Jack London went on to describe one of the lodging houses he stayed in, in Middlesex Street, Whitechapel:

 

‘The entrance was by way of a flight of steps descending from the sidewalk to what was properly the cellar of the building. Here were two large and gloomily lit rooms, in which men cooked and ate. I had intended to do some cooking myself, but the smell of the place stole away my appetite... A feeling of gloom pervaded the ill-lighted place.’

 

London beat a hasty retreat from the kitchen and decided to go and pay for his bed. After surrendering his money, he was issued with a ‘huge, brass check’; his ticket, which had to be surrendered to the doorman upstairs before venturing to the sleeping quarters. Once upstairs, he gave a brilliantly observed description of what a typical lodging house bedroom looked like at the turn of the century: ‘To get an adequate idea of a floor filled with cabins, you have to merely magnify a layer of the paste-board pigeon-holes of an
egg
crate till each hole is seven feet in height and otherwise properly dimensioned, then place the magnified layer on the floor of a bar-like room, and there you have it. There are no ceilings to the pigeon-holes, the walls are thin and the snores from all the sleepers and every move and turn from your nearer neighbours come plainly to your ears.’

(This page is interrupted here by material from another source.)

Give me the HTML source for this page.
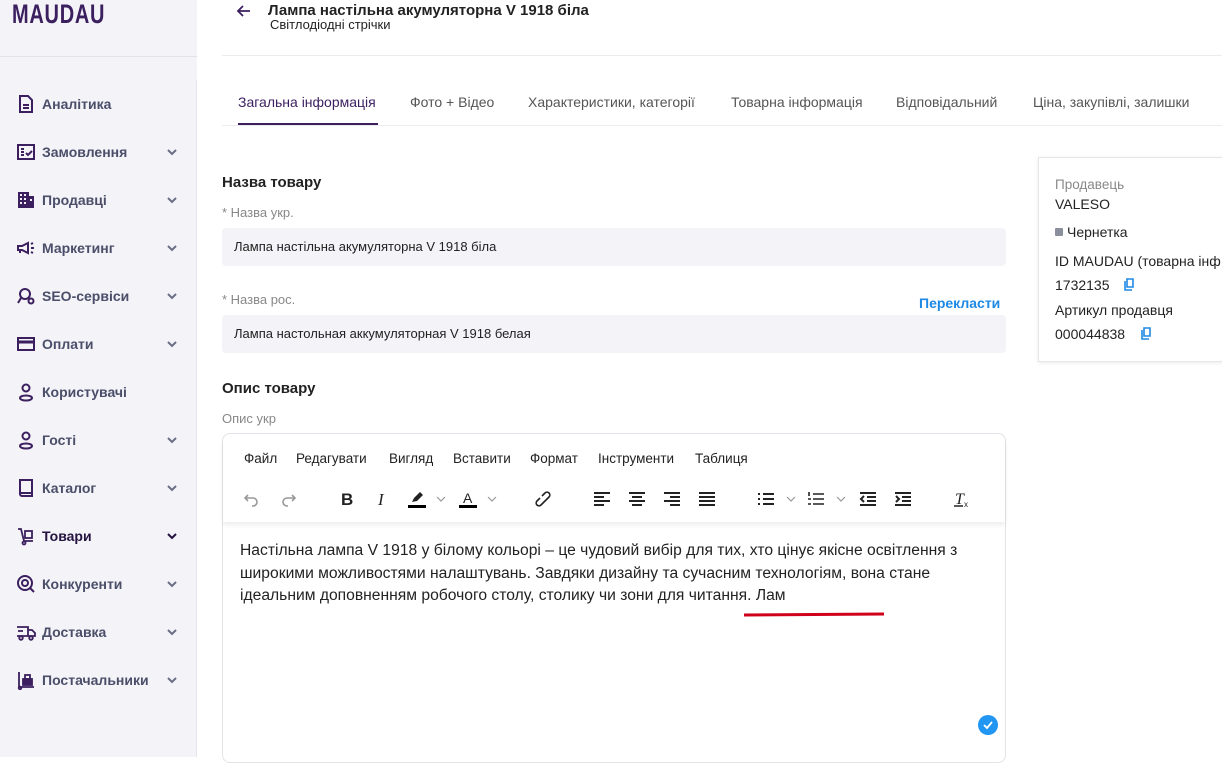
<!DOCTYPE html>
<html><head><meta charset="utf-8"><style>
*{margin:0;padding:0;box-sizing:border-box}
body{width:1222px;height:757px;overflow:hidden;background:#fff;font-family:"Liberation Sans","DejaVu Sans",sans-serif;position:relative;color:#222}
.abs{position:absolute;white-space:nowrap}
.sb{position:absolute;left:0;top:0;width:197px;height:757px;background:#f3f3f8}
.nav{position:absolute;left:16px;font-size:14px;font-weight:bold;color:#4a4e69;display:flex;align-items:center}
.nav svg{width:20px;height:20px;margin-right:6px}
.chev{position:absolute;left:166px;width:12px;height:8px}
.tab{position:absolute;top:94px;font-size:14px;color:#555}
.lbl{font-size:13px;color:#888}
.inp{position:absolute;left:222px;width:784px;height:38px;background:#f3f3f8;border-radius:4px;font-size:13px;padding-left:12px;line-height:38px;color:#222}
.tb svg{position:absolute;top:489px;width:20px;height:20px}
.mn{position:absolute;top:451px;font-size:13.5px;color:#222}
</style></head><body>
<div class="sb"></div>
<div class="abs" style="left:0;top:56px;width:197px;height:1px;background:#e2e2ea"></div>
<div class="abs" style="left:196px;top:80px;width:1px;height:677px;background:#e6e6ee"></div>
<div class="abs" style="left:12px;top:1px;font-size:27px;line-height:27px;font-weight:bold;color:#3b1f5e;letter-spacing:1px;transform:scaleX(0.74);transform-origin:left">MAUDAU</div>

<div class="nav" style="top:94px"><svg viewBox="0 0 20 20" fill="none" stroke="#3b1f5e" stroke-width="2"><path d="M4 2h8l4 4v12H4z M7 11h6 M7 14h6"/></svg>Аналітика</div>
<div class="nav" style="top:142px"><svg viewBox="0 0 20 20" fill="none" stroke="#3b1f5e" stroke-width="2"><rect x="2" y="3" width="16" height="14"/><path d="M5 7h3M5 10h3M5 13h3M10 11l2 2 4-4"/></svg>Замовлення</div>
<div class="nav" style="top:190px"><svg viewBox="0 0 20 20" fill="#3b1f5e"><path d="M2 2h11v16H2z M13 6h5v12h-5z" /><g fill="#f3f3f8"><rect x="4" y="4" width="2" height="2"/><rect x="8" y="4" width="2" height="2"/><rect x="4" y="8" width="2" height="2"/><rect x="8" y="8" width="2" height="2"/><rect x="4" y="12" width="2" height="2"/><rect x="8" y="12" width="2" height="2"/><rect x="14" y="9" width="2" height="2"/></g></svg>Продавці</div>
<div class="nav" style="top:238px"><svg viewBox="0 0 20 20" fill="none" stroke="#3b1f5e" stroke-width="2"><path d="M2 8h4l6-3v10l-6-3H2z M4 12v3 M15 6l2-1 M15 10h3 M15 14l2 1"/></svg>Маркетинг</div>
<div class="nav" style="top:286px"><svg viewBox="0 0 20 20" fill="none" stroke="#3b1f5e" stroke-width="2"><circle cx="9" cy="8" r="5"/><path d="M5 12l-3 5"/><circle cx="15" cy="15" r="2.5"/></svg>SEO-сервіси</div>
<div class="nav" style="top:334px"><svg viewBox="0 0 20 20" fill="none" stroke="#3b1f5e" stroke-width="2"><rect x="2" y="4" width="16" height="12"/><path d="M2 8h16" stroke-width="3"/></svg>Оплати</div>
<div class="nav" style="top:382px"><svg viewBox="0 0 20 20" fill="none" stroke="#3b1f5e" stroke-width="2"><circle cx="10" cy="6" r="3.5"/><ellipse cx="10" cy="16" rx="6" ry="2.5"/></svg>Користувачі</div>
<div class="nav" style="top:430px"><svg viewBox="0 0 20 20" fill="none" stroke="#3b1f5e" stroke-width="2"><circle cx="10" cy="6" r="3.5"/><ellipse cx="10" cy="16" rx="6" ry="2.5"/></svg>Гості</div>
<div class="nav" style="top:478px"><svg viewBox="0 0 20 20" fill="none" stroke="#3b1f5e" stroke-width="2"><path d="M4 2h12v16H6a2 2 0 0 1-2-2z M4 15h12"/></svg>Каталог</div>
<div class="nav" style="top:526px;color:#24123f"><svg viewBox="0 0 20 20" fill="none" stroke="#3b1f5e" stroke-width="1.8"><path d="M2 3h3l3 12h9"/><rect x="9" y="5" width="7" height="7"/><circle cx="8" cy="17" r="1.5"/></svg>Товари</div>
<div class="nav" style="top:574px"><svg viewBox="0 0 20 20" fill="none" stroke="#3b1f5e" stroke-width="2"><circle cx="9" cy="9" r="7"/><circle cx="9" cy="9" r="3"/><path d="M14 14l4 4"/></svg>Конкуренти</div>
<div class="nav" style="top:622px"><svg viewBox="0 0 20 20" fill="none" stroke="#3b1f5e" stroke-width="1.8"><path d="M1 5h11v9H1 M12 8h4l3 3v3h-7 M2 9h5"/><circle cx="5" cy="16" r="1.8"/><circle cx="15" cy="16" r="1.8"/></svg>Доставка</div>
<div class="nav" style="top:670px"><svg viewBox="0 0 20 20" fill="none" stroke="#3b1f5e" stroke-width="1.8"><path d="M3 2v15h15"/><rect x="7" y="9" width="9" height="6" fill="#3b1f5e"/><rect x="9" y="5" width="5" height="4"/><circle cx="4" cy="18" r="1.3"/></svg>Постачальники</div>

<svg class="chev" style="top:148px" viewBox="0 0 12 8"><path d="M2 2l4 4 4-4" fill="none" stroke="#6b6f85" stroke-width="2"/></svg>
<svg class="chev" style="top:196px" viewBox="0 0 12 8"><path d="M2 2l4 4 4-4" fill="none" stroke="#6b6f85" stroke-width="2"/></svg>
<svg class="chev" style="top:244px" viewBox="0 0 12 8"><path d="M2 2l4 4 4-4" fill="none" stroke="#6b6f85" stroke-width="2"/></svg>
<svg class="chev" style="top:292px" viewBox="0 0 12 8"><path d="M2 2l4 4 4-4" fill="none" stroke="#6b6f85" stroke-width="2"/></svg>
<svg class="chev" style="top:340px" viewBox="0 0 12 8"><path d="M2 2l4 4 4-4" fill="none" stroke="#6b6f85" stroke-width="2"/></svg>
<svg class="chev" style="top:436px" viewBox="0 0 12 8"><path d="M2 2l4 4 4-4" fill="none" stroke="#6b6f85" stroke-width="2"/></svg>
<svg class="chev" style="top:484px" viewBox="0 0 12 8"><path d="M2 2l4 4 4-4" fill="none" stroke="#6b6f85" stroke-width="2"/></svg>
<svg class="chev" style="top:532px" viewBox="0 0 12 8"><path d="M2 2l4 4 4-4" fill="none" stroke="#24123f" stroke-width="2"/></svg>
<svg class="chev" style="top:580px" viewBox="0 0 12 8"><path d="M2 2l4 4 4-4" fill="none" stroke="#6b6f85" stroke-width="2"/></svg>
<svg class="chev" style="top:628px" viewBox="0 0 12 8"><path d="M2 2l4 4 4-4" fill="none" stroke="#6b6f85" stroke-width="2"/></svg>
<svg class="chev" style="top:676px" viewBox="0 0 12 8"><path d="M2 2l4 4 4-4" fill="none" stroke="#6b6f85" stroke-width="2"/></svg>

<svg class="abs" style="left:236px;top:4px" width="16" height="14" viewBox="0 0 16 14"><path d="M14 7H2M7 2L2 7l5 5" fill="none" stroke="#3b1f5e" stroke-width="1.8"/></svg>
<div class="abs" style="left:268px;top:2px;font-size:15px;font-weight:bold;color:#222">Лампа настільна акумуляторна V 1918 біла</div>
<div class="abs" style="left:270px;top:17px;font-size:13px;color:#222">Світлодіодні стрічки</div>
<div class="abs" style="left:222px;top:55px;width:1000px;height:1px;background:#ececf0"></div>

<div class="tab" style="left:238px;color:#3b1f5e">Загальна інформація</div>
<div class="tab" style="left:410px">Фото + Відео</div>
<div class="tab" style="left:528px">Характеристики, категорії</div>
<div class="tab" style="left:731px">Товарна інформація</div>
<div class="tab" style="left:896px">Відповідальний</div>
<div class="tab" style="left:1033px">Ціна, закупівлі, залишки</div>
<div class="abs" style="left:222px;top:125px;width:1000px;height:1px;background:#ececf0"></div>
<div class="abs" style="left:238px;top:123px;width:140px;height:2px;background:#3b1f5e"></div>

<div class="abs" style="left:222px;top:174px;font-size:15px;font-weight:bold">Назва товару</div>
<div class="abs lbl" style="left:222px;top:205px">* Назва укр.</div>
<div class="inp" style="top:228px">Лампа настільна акумуляторна V 1918 біла</div>
<div class="abs lbl" style="left:222px;top:292px">* Назва рос.</div>
<div class="abs" style="left:919px;top:295px;font-size:14px;font-weight:bold;color:#1e88e5">Перекласти</div>
<div class="inp" style="top:315px">Лампа настольная аккумуляторная V 1918 белая</div>
<div class="abs" style="left:222px;top:380px;font-size:15px;font-weight:bold">Опис товару</div>
<div class="abs lbl" style="left:222px;top:411px">Опис укр</div>

<div class="abs" style="left:222px;top:433px;width:784px;height:330px;border:1px solid #e3e3e8;border-radius:8px"></div>
<div class="abs" style="left:223px;top:434px;width:782px;height:88px;background:#fff;box-shadow:0 3px 5px rgba(0,0,0,0.07);border-radius:8px 8px 0 0"></div>
<div class="mn" style="left:244px">Файл</div>
<div class="mn" style="left:296px">Редагувати</div>
<div class="mn" style="left:389px">Вигляд</div>
<div class="mn" style="left:453px">Вставити</div>
<div class="mn" style="left:530px">Формат</div>
<div class="mn" style="left:598px">Інструменти</div>
<div class="mn" style="left:695px">Таблиця</div>
<div class="tb">
<svg style="left:242px" viewBox="0 0 20 20"><path d="M6 6l-3 3 3 3M3 9h8a4 4 0 0 1 0 8h-1" fill="none" stroke="#999" stroke-width="1.6"/></svg>
<svg style="left:278px" viewBox="0 0 20 20"><path d="M14 6l3 3-3 3M17 9H9a4 4 0 0 0 0 8h1" fill="none" stroke="#999" stroke-width="1.6"/></svg>
<svg style="left:337px" viewBox="0 0 20 20"><text x="4" y="16" font-size="17" font-weight="bold" font-family="Liberation Sans" fill="#222">B</text></svg>
<svg style="left:372px" viewBox="0 0 20 20"><text x="6" y="16" font-size="17" font-style="italic" font-family="Liberation Serif" fill="#222">I</text></svg>
<svg style="left:407px" viewBox="0 0 20 20"><path d="M5 13l2-4 6-6 3 3-6 6z" fill="#222"/><rect x="1" y="16" width="18" height="3" fill="#000"/></svg>
<svg style="left:432px" viewBox="0 0 20 20"><path d="M5 8l4 4 4-4" fill="none" stroke="#999" stroke-width="1.2"/></svg>
<svg style="left:458px" viewBox="0 0 20 20"><text x="5" y="14" font-size="14" font-family="Liberation Sans" fill="#222">A</text><rect x="1" y="16" width="18" height="3" fill="#000"/></svg>
<svg style="left:483px" viewBox="0 0 20 20"><path d="M5 8l4 4 4-4" fill="none" stroke="#999" stroke-width="1.2"/></svg>
<svg style="left:533px" viewBox="0 0 20 20"><path d="M9 11l-3 3a2.5 2.5 0 0 1-4-4l3-3M11 9l3-3a2.5 2.5 0 0 0-4-4L7 5M7 13l6-6" fill="none" stroke="#222" stroke-width="1.6" transform="translate(2 2)"/></svg>
<svg style="left:592px" viewBox="0 0 20 20"><path d="M2 4h16M2 8h10M2 12h16M2 16h10" stroke="#222" stroke-width="2"/></svg>
<svg style="left:627px" viewBox="0 0 20 20"><path d="M2 4h16M5 8h10M2 12h16M5 16h10" stroke="#222" stroke-width="2"/></svg>
<svg style="left:662px" viewBox="0 0 20 20"><path d="M2 4h16M8 8h10M2 12h16M8 16h10" stroke="#222" stroke-width="2"/></svg>
<svg style="left:697px" viewBox="0 0 20 20"><path d="M2 4h16M2 8h16M2 12h16M2 16h16" stroke="#222" stroke-width="2"/></svg>
<svg style="left:756px" viewBox="0 0 20 20"><path d="M7 5h11M7 10h11M7 15h11M2 5h2M2 10h2M2 15h2" stroke="#222" stroke-width="2"/></svg>
<svg style="left:782px" viewBox="0 0 20 20"><path d="M5 8l4 4 4-4" fill="none" stroke="#999" stroke-width="1.2"/></svg>
<svg style="left:806px" viewBox="0 0 20 20"><path d="M7 5h11M7 10h11M7 15h11M3 3v4M2 10h3M2 15h3" stroke="#222" stroke-width="1.6"/></svg>
<svg style="left:832px" viewBox="0 0 20 20"><path d="M5 8l4 4 4-4" fill="none" stroke="#999" stroke-width="1.2"/></svg>
<svg style="left:858px" viewBox="0 0 20 20"><path d="M2 4h16M9 8h9M9 12h9M2 16h16M6 7l-3 3 3 3" fill="none" stroke="#222" stroke-width="2"/></svg>
<svg style="left:893px" viewBox="0 0 20 20"><path d="M2 4h16M9 8h9M9 12h9M2 16h16M3 7l3 3-3 3" fill="none" stroke="#222" stroke-width="2"/></svg>
<svg style="left:952px" viewBox="0 0 20 20"><text x="3" y="15" font-size="16" font-style="italic" font-family="Liberation Serif" fill="#222">T</text><text x="12" y="18" font-size="8" font-family="Liberation Sans" fill="#222">x</text><path d="M2 17h9" stroke="#222" stroke-width="1.5"/></svg>
</div>

<div class="abs" style="left:240px;top:540px;font-size:15.5px;line-height:22.5px;color:#222;transform:scaleX(1.01);transform-origin:left top">Настільна лампа V 1918 у білому кольорі – це чудовий вибір для тих, хто цінує якісне освітлення з<br>широкими можливостями налаштувань. Завдяки дизайну та сучасним технологіям, вона стане<br>ідеальним доповненням робочого столу, столику чи зони для читання. Лам</div>
<div class="abs" style="left:744px;top:613px;width:140px;height:3px;background:#d0021b;transform:rotate(-0.4deg)"></div>
<svg class="abs" style="left:978px;top:715px" width="20" height="20" viewBox="0 0 20 20"><circle cx="10" cy="10" r="10" fill="#2196f3"/><path d="M6 10l3 3 5-6" fill="none" stroke="#fff" stroke-width="1.8"/></svg>

<div class="abs" style="left:1038px;top:157px;width:200px;height:205px;border:1px solid #e6e6ea;box-shadow:0 1px 4px rgba(0,0,0,0.08);background:#fff"></div>
<div class="abs" style="left:1055px;top:177px;font-size:13.5px;color:#888">Продавець</div>
<div class="abs" style="left:1055px;top:196px;font-size:14px">VALESO</div>
<div class="abs" style="left:1055px;top:228px;width:8px;height:8px;background:#8a8f9c;border-radius:1px"></div>
<div class="abs" style="left:1067px;top:224px;font-size:14px">Чернетка</div>
<div class="abs" style="left:1055px;top:253px;font-size:14px">ID MAUDAU (товарна інф</div>
<div class="abs" style="left:1055px;top:277px;font-size:14px">1732135</div>
<svg class="abs" style="left:1123px;top:278px" width="12" height="13" viewBox="0 0 12 13"><path d="M4 1h6v8H4z M2 3v9h7" fill="none" stroke="#1e88e5" stroke-width="1.6"/></svg>
<div class="abs" style="left:1055px;top:302px;font-size:14px">Артикул продавця</div>
<div class="abs" style="left:1055px;top:326px;font-size:14px">000044838</div>
<svg class="abs" style="left:1140px;top:327px" width="12" height="13" viewBox="0 0 12 13"><path d="M4 1h6v8H4z M2 3v9h7" fill="none" stroke="#1e88e5" stroke-width="1.6"/></svg>
</body></html>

By the beginning of the 20th century, changes to lodging house regulations showed that the powers that be were at least making some effort to improve the lot of the very poor. However, many of the streets in which the lodging houses stood had gained such a nefarious reputation over the years that mere mention of their name caused a sharp intake of breath. In a rather desperate bid to rid the worst streets of their appalling reputation, a council official suggested that a name change might help and so it was that, in 1905, Dorset Street changed overnight into Duval Street. No explanation exists as to why the name Duval was chosen, although it may have been selected to evoke memories of the long departed Huguenot silk weavers that populated the street during happier times. Not surprisingly, the name change did little to improve the general ambience of the street.